F.A.Q.
What is Osteopathy?
The body has its own self-healing and self-regulating systems. When you get ill or are in pain, there is/are obstructions that are not allowing your healing elements to do their job. These obstructions can be mal-alignments in your bones, musculoskeletal, fascia or ligamentous structures, that impede the flow of the nerves and blood – that give life, or the lymphatics or the drainage (veins) – which take away metabolic waste. Osteopathic practitioners use a variety of principle based manual techniques in order to reduce or remove these restrictions in order to restore the normal physiological function of the body, which allows the body to start the healing process.
Osteopathic practitioners do not heal, but facilitate the bodies own natural healing by using a variety of principle based techniques. Using the patients own anatomy to correct the mal-alignment allows the body to take on the treatment more readily without a shock to the nervous system and at the same time integrating the correction with the rest of the body. This helps the treatment hold while also taking out the lines of force that caused the mal-alignment in the first place. Treating the cause, not the effects/systems.
Osteopathy follows 4 basic principles
Each structure in the body supports the body’s functions and vice versa. If a structure is mal-aligned, damaged, or otherwise not in good working order, the body will not function at its best.

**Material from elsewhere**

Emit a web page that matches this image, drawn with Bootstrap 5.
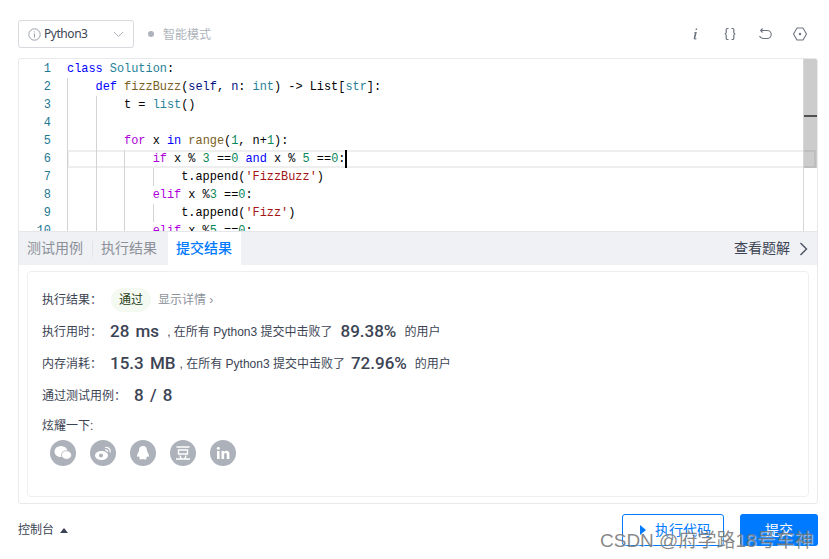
<!DOCTYPE html>
<html lang="zh"><head><meta charset="utf-8">
<link href="https://cdn.jsdelivr.net/npm/bootstrap@5.3.0/dist/css/bootstrap.min.css" rel="stylesheet">
<style>
html,body{height:559px;overflow:hidden;background:#fff}
body{font-family:"Liberation Sans","Noto Sans CJK SC",sans-serif;font-size:12px;color:#3c4454;position:relative}
.shell{padding:20px 11px 0 18px;height:559px}
.toolbar{height:28px;margin-bottom:10px}
.langsel{width:116px;height:28px;border:1px solid #d6d9de;border-radius:3px;padding:0 9px;color:#3c4454;background:#fff}
.langsel span{font-family:"Noto Sans",sans-serif;font-size:12px;margin-left:3px;letter-spacing:-.45px}
.smart{color:#aeb3bb;margin-left:14px;gap:9px;font-size:12px}
.smart span{padding-top:1px}
.dotmark{width:6px;height:6px;border-radius:50%;background:#aeb3bb}
.tools{gap:19px;padding-right:10px}
.editor{height:446px;border:1px solid #e8e9ec;border-radius:3px;overflow:hidden}
.codewrap{height:172px;padding-top:1px;overflow:hidden;position:relative;flex:none}
.gutter{width:48px;flex:none;text-align:right;padding-right:16px;color:#237893;font:11.9px/18px "Liberation Mono",monospace}
.codepane{font:11.9px/18px "Liberation Mono",monospace;color:#000;overflow:hidden;flex:1 1 auto;min-width:0}
.cl{height:18px;display:flex;white-space:pre}
.ig{display:block;width:28.56px;height:18px;border-left:1px solid #d3d3d3;flex:none}
.cur{box-shadow:inset 0 0 0 2px #eee;margin-right:1px}
.caret{display:block;width:2px;height:18px;background:#000;flex:none}
.vbar{position:absolute;top:0;right:0;bottom:0;width:14px;border-left:1px solid #d6d6d6}
.vthumb{height:109px;background:rgba(0,0,0,.2);overflow:hidden}
.vmark{height:2px;background:#505050;margin-top:56px}
.kb{color:#00f}.kp{color:#af00db}.ty{color:#267f99}.fn{color:#795e26}.va{color:#001080}.nu{color:#098658}.st{color:#a31515}
.tabbar{height:34px;flex:none;background:#f0f1f4;border-top:1px solid #e5e6e9;color:#8b9099;font-size:14px}
.tabitem{padding:0 9px 0 8px;height:100%;display:flex;align-items:center}
.tabitem.gapped{margin-right:2px}
.tabitem.on{background:#fff;color:#007aff;font-weight:500}
.tabsep{width:1px;height:16px;background:#e3e4e7}
.solution{color:#3c4454;font-size:14px;padding-right:9px;gap:9px}
.resbody{padding:6px 8px}
.rescard{height:226px;border:1px solid #eeeff1;border-radius:4px;padding:16px 14px 0}
.rrow{display:flex;align-items:center;height:24px;margin-bottom:8px;color:#3c4454;font-size:12px}
.rrow.lbl{height:20px;margin-bottom:4px}
.pass{display:inline-block;background:#f4f9f1;color:#26401a;border-radius:12px;padding:0 8px;height:24px;line-height:24px;margin:0 7px 0 9px}
.more{color:#8d929b}
.big{font-family:Roboto,sans-serif;font-weight:500;font-size:17px;word-spacing:2px;color:#3c4454}
.gap6{margin-left:6px}
.minor{color:#3c4454;font-size:12px}
.shareicons{gap:14px;padding-left:8px}
.sharedot{width:26px;height:26px;border-radius:50%;background:#adb1ba;display:flex;align-items:center;justify-content:center;color:#fff}
.footbar{padding-top:10px}
.consolelab{font-size:12px;color:#3c4454;gap:6px}
.btnrun{width:102px;height:32px;border:1px solid #007aff;color:#007aff;background:#fff;border-radius:3px;font-size:14px;padding:0 0 0 5px;gap:9px}
.btnsub{width:78px;height:32px;background:#007aff;color:#fff;border:0;border-radius:3px;font-size:14px;padding:0;margin-left:16px}
.mark-wm{position:absolute;left:600px;top:529px;color:rgba(115,115,115,.85);font-size:19px;line-height:24px;white-space:nowrap;text-shadow:1px 1px 1px rgba(255,255,255,.6)}
</style></head><body>
<div class="shell">
 <div class="toolbar d-flex align-items-center">
  <div class="langsel d-flex align-items-center">
   <svg width="13" height="13" viewBox="0 0 13 13" fill="none" stroke="#9aa0a8"><circle cx="6.500" cy="6.500" r="5.700"/><path d="M6.500 3.400v1M6.500 5.600v4"/></svg>
   <span>Python3</span>
   <svg class="ms-auto" width="11" height="7" viewBox="0 0 11 7" fill="none" stroke="#aeb3bb"><path d="M1 1l4.500 4.500L10 1"/></svg>
  </div>
  <div class="smart d-flex align-items-center"><i class="dotmark"></i><span>智能模式</span></div>
  <div class="tools d-flex align-items-center ms-auto">
   <svg width="16" height="16" viewBox="0 0 16 16"><path d="M8.800 2.500h1.400l-.3 1.400H8.500zM7.800 6h2l-1.500 6.200c0 .5.300.5 1.300 0v.7c-1.200.7-3 .9-2.900-.6l1.100-5.500H6.800z" fill="#6d7480"/></svg>
   <svg width="16" height="16" viewBox="0 0 16 16" fill="none" stroke="#6d7480" stroke-width="1.200"><path d="M6.500 2.500H5.200C4.400 2.500 4.200 3 4.200 3.800V6.500C4.200 7.300 3.700 7.800 2.800 8 3.700 8.200 4.200 8.700 4.200 9.500V12.200C4.200 13 4.400 13.500 5.200 13.500H6.500M9.500 2.500H10.800C11.600 2.500 11.800 3 11.800 3.800V6.500C11.800 7.300 12.300 7.800 13.200 8 12.300 8.200 11.800 8.700 11.800 9.500V12.200C11.800 13 11.600 13.500 10.800 13.500H9.500"/></svg>
   <svg width="16" height="16" viewBox="0 0 16 16" fill="none" stroke="#6d7480" stroke-width="1.100"><path d="M4 4.500h6.200a4 4 0 0 1 0 8H6a4 4 0 0 1-3.500-2.500"/><path d="M5.600 2.500L3.600 4.500l2 2"/></svg>
   <svg width="16" height="16" viewBox="0 0 16 16" fill="none" stroke="#6d7480" stroke-width="1.100"><path d="M5 2h6l3.500 6L11 14H5L1.500 8z" stroke-linejoin="round"/><circle cx="8" cy="8" r="1.200" fill="#6d7480" stroke="none"/></svg>
  </div>
 </div>
 <div class="editor d-flex flex-column">
  <div class="codewrap d-flex">
   <div class="gutter">1<br>2<br>3<br>4<br>5<br>6<br>7<br>8<br>9<br>10</div>
   <div class="codepane">
<div class="cl"><span><span class="kb">class</span> <span class="ty">Solution</span>:</span></div>
<div class="cl"><i class="ig"></i><span><span class="kb">def</span> <span class="fn">fizzBuzz</span>(<span class="va">self</span>, <span class="va">n</span>: <span class="ty">int</span>) -&gt; List[<span class="ty">str</span>]:</span></div>
<div class="cl"><i class="ig"></i><i class="ig"></i><span>t = <span class="ty">list</span>()</span></div>
<div class="cl"><i class="ig"></i><i class="ig"></i></div>
<div class="cl"><i class="ig"></i><i class="ig"></i><span><span class="kp">for</span> x <span class="kb">in</span> <span class="fn">range</span>(<span class="nu">1</span>, n+<span class="nu">1</span>):</span></div>
<div class="cl cur"><i class="ig"></i><i class="ig"></i><i class="ig"></i><span><span class="kp">if</span> x % <span class="nu">3</span> ==<span class="nu">0</span> <span class="kb">and</span> x % <span class="nu">5</span> ==<span class="nu">0</span>:</span><i class="caret"></i></div>
<div class="cl"><i class="ig"></i><i class="ig"></i><i class="ig"></i><i class="ig"></i><span>t.append(<span class="st">'FizzBuzz'</span>)</span></div>
<div class="cl"><i class="ig"></i><i class="ig"></i><i class="ig"></i><span><span class="kp">elif</span> x %<span class="nu">3</span> ==<span class="nu">0</span>:</span></div>
<div class="cl"><i class="ig"></i><i class="ig"></i><i class="ig"></i><i class="ig"></i><span>t.append(<span class="st">'Fizz'</span>)</span></div>
<div class="cl"><i class="ig"></i><i class="ig"></i><i class="ig"></i><span><span class="kp">elif</span> x %<span class="nu">5</span> ==<span class="nu">0</span>:</span></div>
   </div>
   <div class="vbar"><div class="vthumb"><div class="vmark"></div></div></div>
  </div>
  <div class="tabbar d-flex align-items-center">
   <div class="tabitem">测试用例</div><i class="tabsep"></i>
   <div class="tabitem gapped">执行结果</div>
   <div class="tabitem on">提交结果</div>
   <div class="solution d-flex align-items-center ms-auto">查看题解
    <svg width="9" height="14" viewBox="0 0 9 14" fill="none" stroke="#4a5160" stroke-width="1.400"><path d="M1.500 1l6 6-6 6"/></svg>
   </div>
  </div>
  <div class="resbody flex-grow-1">
   <div class="rescard">
    <div class="rrow"><span>执行结果：</span><span class="pass">通过</span><span class="more">显示详情 ›</span></div>
    <div class="rrow"><span>执行用时：</span><span class="big ms-2">28 ms</span><span class="minor ms-2">, 在所有 Python3 提交中击败了</span><span class="big ms-2">89.38%</span><span class="minor ms-2">的用户</span></div>
    <div class="rrow"><span>内存消耗：</span><span class="big ms-2">15.3 MB</span><span class="minor ms-1">, 在所有 Python3 提交中击败了</span><span class="big gap6">72.96%</span><span class="minor ms-2">的用户</span></div>
    <div class="rrow"><span>通过测试用例：</span><span class="big ms-2">8 / 8</span></div>
    <div class="rrow lbl">炫耀一下:</div>
    <div class="shareicons d-flex">
     <div class="sharedot"><svg width="18" height="16" viewBox="0 0 18 16" fill="#fff"><ellipse cx="7" cy="6.500" rx="6.500" ry="5.500"/><ellipse cx="12.500" cy="10" rx="5" ry="4.300" stroke="#adb1ba" stroke-width=".8"/></svg></div>
     <div class="sharedot"><svg width="18" height="16" viewBox="0 0 18 16" fill="none"><ellipse cx="7.500" cy="10.500" rx="6.500" ry="4.500" fill="#fff"/><circle cx="7" cy="10.500" r="2" fill="#adb1ba"/><path d="M11 2.500a4 4 0 0 1 5 5M11 5a1.800 1.800 0 0 1 2.500 2" stroke="#fff" stroke-width="1.200"/></svg></div>
     <div class="sharedot"><svg width="14" height="16" viewBox="0 0 14 16" fill="#fff"><path d="M7 1C4.300 1 3 3 3 5.500 3 7 1 9 1 11c0 1 .8 1.200 1.800.2.300.8.800 1.500 1.200 1.800-1 .4-1 1.500.8 1.500 1 0 1.700-.3 2.200-.5.500.2 1.200.5 2.200.5 1.800 0 1.800-1.100.8-1.500.4-.3.900-1 1.200-1.800 1 1 1.800.8 1.800-.2 0-2-2-4-2-5.500C11 3 9.700 1 7 1z"/></svg></div>
     <div class="sharedot"><svg width="16" height="16" viewBox="0 0 16 16" fill="none" stroke="#fff" stroke-width="1.400"><path d="M1.500 2h13M3.500 5h9v4h-9zM5 10.500l1 3M11 10.500l-1 3M1 14h14"/></svg></div>
     <div class="sharedot"><svg width="14" height="14" viewBox="0 0 14 14" fill="#fff"><rect x="1" y="5" width="2.600" height="8"/><circle cx="2.300" cy="2.300" r="1.500"/><path d="M5.500 5h2.500v1.200C8.500 5.300 9.500 4.800 10.600 4.800 12.500 4.800 13.400 6 13.400 8v5h-2.600V8.600c0-1-.3-1.600-1.200-1.600-1 0-1.500.7-1.500 1.700V13H5.500z"/></svg></div>
    </div>
   </div>
  </div>
 </div>
 <div class="footbar d-flex align-items-center">
  <div class="consolelab d-flex align-items-center">控制台<svg width="8" height="5" viewBox="0 0 8 5" fill="#3c4454"><path d="M4 0l4 5H0z"/></svg></div>
  <button class="btn btnrun d-flex align-items-center justify-content-center ms-auto"><svg width="6" height="10" viewBox="0 0 6 10" fill="#007aff"><path d="M0 0l6 5-6 5z"/></svg>执行代码</button>
  <button class="btn btnsub">提交</button>
 </div>
</div>
<div class="mark-wm">CSDN @府学路18号车神</div>
</body></html>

The natural flow of the body’s fluids – lymphatic, vascular, and neurological – must be preserved and maintained and their pathways clear, free from obstruction in order to have health.
The body is the sum or all its parts, it is physical, emotional, social, spiritual, and cognitive systems don’t work independently – they work in harmony when in homeostasis.
When the body is free from obstruction , it has the inherent ability to heal itself and self regulate.